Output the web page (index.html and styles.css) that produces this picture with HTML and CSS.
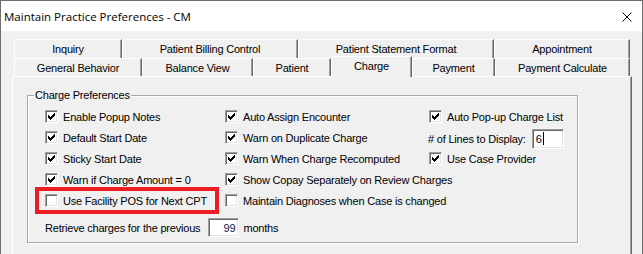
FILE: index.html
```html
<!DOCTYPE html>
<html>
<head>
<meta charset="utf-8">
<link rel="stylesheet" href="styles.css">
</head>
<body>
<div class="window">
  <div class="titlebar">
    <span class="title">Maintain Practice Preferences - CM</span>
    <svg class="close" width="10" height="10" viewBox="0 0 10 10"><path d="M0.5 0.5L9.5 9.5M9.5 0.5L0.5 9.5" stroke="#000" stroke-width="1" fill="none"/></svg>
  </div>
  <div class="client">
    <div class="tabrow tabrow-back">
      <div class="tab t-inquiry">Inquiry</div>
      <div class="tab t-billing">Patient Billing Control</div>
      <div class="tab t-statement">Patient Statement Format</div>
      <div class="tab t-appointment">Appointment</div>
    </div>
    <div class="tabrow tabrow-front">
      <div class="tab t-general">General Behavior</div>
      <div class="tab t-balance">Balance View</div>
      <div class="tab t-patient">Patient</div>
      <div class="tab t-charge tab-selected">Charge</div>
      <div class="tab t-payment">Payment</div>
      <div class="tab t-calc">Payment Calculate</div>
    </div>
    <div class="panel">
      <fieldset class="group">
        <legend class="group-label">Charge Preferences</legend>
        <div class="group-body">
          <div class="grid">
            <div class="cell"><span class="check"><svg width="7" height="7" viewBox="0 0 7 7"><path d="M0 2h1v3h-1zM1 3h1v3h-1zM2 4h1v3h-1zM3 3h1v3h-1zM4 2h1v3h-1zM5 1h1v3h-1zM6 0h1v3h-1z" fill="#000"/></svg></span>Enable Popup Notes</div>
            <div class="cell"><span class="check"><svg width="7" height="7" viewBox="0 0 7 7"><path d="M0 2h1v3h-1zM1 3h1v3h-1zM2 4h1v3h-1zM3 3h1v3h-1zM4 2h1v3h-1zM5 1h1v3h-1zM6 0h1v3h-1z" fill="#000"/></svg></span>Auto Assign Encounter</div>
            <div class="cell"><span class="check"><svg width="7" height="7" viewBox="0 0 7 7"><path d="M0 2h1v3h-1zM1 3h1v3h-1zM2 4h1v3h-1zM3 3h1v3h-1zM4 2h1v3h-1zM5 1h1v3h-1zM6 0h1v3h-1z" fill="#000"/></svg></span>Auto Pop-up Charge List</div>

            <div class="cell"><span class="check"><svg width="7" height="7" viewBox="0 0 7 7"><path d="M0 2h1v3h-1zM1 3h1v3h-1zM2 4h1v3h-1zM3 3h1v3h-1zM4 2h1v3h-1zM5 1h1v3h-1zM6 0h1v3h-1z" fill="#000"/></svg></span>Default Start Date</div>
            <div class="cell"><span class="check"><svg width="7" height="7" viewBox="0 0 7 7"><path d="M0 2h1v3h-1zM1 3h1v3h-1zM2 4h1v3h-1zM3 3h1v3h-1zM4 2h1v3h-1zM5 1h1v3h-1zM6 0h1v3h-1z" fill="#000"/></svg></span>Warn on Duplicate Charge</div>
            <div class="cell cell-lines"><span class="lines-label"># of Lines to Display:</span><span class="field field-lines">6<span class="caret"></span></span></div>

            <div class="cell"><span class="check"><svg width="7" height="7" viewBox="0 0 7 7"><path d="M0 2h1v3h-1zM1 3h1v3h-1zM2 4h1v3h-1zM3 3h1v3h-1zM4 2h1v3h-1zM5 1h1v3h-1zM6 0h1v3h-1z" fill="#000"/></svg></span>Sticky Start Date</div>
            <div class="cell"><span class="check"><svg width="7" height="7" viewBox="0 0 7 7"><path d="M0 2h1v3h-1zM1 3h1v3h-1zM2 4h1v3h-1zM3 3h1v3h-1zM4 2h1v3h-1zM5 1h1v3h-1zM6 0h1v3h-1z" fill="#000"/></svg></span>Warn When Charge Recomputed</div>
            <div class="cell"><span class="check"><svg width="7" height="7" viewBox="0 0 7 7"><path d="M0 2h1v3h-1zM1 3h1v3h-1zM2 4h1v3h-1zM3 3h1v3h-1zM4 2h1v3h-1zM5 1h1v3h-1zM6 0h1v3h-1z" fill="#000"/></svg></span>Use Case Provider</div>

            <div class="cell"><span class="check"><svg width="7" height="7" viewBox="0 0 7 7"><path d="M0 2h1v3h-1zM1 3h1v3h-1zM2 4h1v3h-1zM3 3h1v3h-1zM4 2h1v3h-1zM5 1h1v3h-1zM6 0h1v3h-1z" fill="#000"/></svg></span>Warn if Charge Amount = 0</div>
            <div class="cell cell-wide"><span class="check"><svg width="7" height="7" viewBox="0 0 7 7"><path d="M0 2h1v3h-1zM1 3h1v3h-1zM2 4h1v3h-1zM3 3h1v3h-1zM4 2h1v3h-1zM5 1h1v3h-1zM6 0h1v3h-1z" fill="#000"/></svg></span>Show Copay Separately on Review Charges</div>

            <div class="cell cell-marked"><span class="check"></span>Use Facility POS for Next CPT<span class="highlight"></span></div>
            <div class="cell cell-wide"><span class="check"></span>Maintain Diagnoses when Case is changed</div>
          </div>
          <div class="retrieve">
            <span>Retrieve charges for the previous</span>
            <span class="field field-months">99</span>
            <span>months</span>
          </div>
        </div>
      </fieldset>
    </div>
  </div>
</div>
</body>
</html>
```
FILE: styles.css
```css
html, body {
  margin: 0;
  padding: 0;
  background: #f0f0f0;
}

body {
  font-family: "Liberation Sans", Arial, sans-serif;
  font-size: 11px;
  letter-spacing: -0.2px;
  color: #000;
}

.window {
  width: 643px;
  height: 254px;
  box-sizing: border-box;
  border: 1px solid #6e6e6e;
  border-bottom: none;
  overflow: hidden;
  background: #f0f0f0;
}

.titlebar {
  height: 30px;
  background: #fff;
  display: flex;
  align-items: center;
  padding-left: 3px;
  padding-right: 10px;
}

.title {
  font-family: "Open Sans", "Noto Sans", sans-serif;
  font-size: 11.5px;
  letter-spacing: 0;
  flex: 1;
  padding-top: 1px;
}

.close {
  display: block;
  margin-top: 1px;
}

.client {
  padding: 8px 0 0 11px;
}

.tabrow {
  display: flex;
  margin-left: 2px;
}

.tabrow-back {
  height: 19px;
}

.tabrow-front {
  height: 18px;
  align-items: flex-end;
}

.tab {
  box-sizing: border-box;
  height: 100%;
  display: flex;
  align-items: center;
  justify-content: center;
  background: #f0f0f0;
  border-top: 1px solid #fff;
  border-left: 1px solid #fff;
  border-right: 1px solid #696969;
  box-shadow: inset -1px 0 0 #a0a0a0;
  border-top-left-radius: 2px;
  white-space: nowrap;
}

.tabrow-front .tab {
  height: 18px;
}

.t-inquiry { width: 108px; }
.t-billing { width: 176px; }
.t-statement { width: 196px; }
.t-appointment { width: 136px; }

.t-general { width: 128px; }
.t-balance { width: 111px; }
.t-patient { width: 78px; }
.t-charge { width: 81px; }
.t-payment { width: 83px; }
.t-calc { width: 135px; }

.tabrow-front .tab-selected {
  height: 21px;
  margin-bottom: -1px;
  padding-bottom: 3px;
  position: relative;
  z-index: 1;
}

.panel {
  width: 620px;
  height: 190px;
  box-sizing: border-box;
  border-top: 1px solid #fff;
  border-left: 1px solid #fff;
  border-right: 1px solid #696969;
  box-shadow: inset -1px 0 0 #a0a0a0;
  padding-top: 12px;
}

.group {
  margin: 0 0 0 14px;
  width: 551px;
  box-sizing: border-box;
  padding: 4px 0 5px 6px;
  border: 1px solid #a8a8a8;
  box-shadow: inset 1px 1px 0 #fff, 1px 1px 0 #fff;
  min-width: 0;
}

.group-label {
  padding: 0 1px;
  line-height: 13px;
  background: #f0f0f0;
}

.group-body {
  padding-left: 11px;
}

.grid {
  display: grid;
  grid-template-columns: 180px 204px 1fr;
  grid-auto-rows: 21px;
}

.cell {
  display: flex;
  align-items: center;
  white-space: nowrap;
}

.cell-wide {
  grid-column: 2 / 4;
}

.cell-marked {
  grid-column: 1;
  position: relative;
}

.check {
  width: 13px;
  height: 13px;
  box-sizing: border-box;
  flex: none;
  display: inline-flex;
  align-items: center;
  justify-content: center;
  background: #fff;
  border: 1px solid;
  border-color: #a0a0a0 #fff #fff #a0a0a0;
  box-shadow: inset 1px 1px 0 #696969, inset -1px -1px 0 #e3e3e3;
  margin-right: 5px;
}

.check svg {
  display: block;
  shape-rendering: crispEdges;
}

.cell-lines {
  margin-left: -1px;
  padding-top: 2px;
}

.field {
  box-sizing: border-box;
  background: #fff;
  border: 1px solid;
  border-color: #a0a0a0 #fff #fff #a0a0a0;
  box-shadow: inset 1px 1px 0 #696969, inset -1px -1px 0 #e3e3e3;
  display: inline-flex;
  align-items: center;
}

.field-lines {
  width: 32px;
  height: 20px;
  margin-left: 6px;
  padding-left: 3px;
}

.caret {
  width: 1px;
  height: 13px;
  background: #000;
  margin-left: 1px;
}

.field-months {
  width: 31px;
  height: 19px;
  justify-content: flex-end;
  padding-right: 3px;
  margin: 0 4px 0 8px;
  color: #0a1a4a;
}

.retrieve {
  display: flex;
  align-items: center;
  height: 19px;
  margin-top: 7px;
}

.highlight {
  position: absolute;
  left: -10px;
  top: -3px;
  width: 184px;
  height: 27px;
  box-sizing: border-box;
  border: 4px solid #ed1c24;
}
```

____

■ Work required:
Where a line contains the string "index", extract that line.

■ Completed task:
Output the web page (index.html and styles.css) that produces this picture with HTML and CSS.
FILE: index.html
  z-index: 1;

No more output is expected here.